Struggling to encourage black parents' involvement in their children's education
Cherry recalls that it was difficult to get black parents engaged in their children's school lives.
Citing this Excerpt
Oral History Interview with Steve Cherry, February 19, 1999. Interview K-0430. Southern Oral History Program Collection (#4007) in the Southern Oral History Program Collection, Southern Historical Collection, Wilson Library, University of North Carolina at Chapel Hill.
Full Text of the Excerpt
- MARK JONES:
-
Four or five years down the road there were more tensions. Was this at
all reflected at the sporting events?
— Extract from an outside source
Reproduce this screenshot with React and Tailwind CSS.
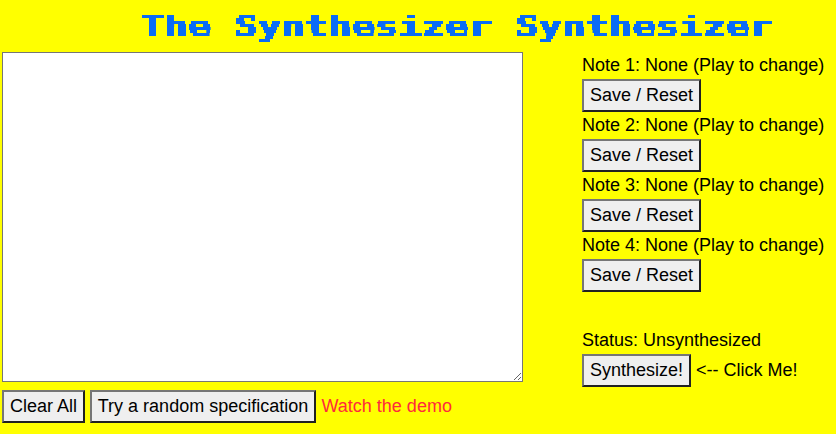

Like, in terms of people cheering
for players on the floor?
- STEVE CHERRY:
-
No, that didn't really… The thing that I did notice
is that it seemed that the more blacks you had on a high school team,
the less white parents came to watch. Now whether that was because their
kids were not involved and they just came to watch their kids, that I
don't know. I do know that a lot of the black parents were
not involved in the school system. They didn't come to the
games, you couldn't get in touch with them over discipline
issues, that kind of thing. Whether that's a cultural kind of
thing, or socioeconomic, or what, I don't know. But, I know
that the attendance fell off. When your won-lost record falls, your
attendance falls automatically, but the makeup of the crowd changed.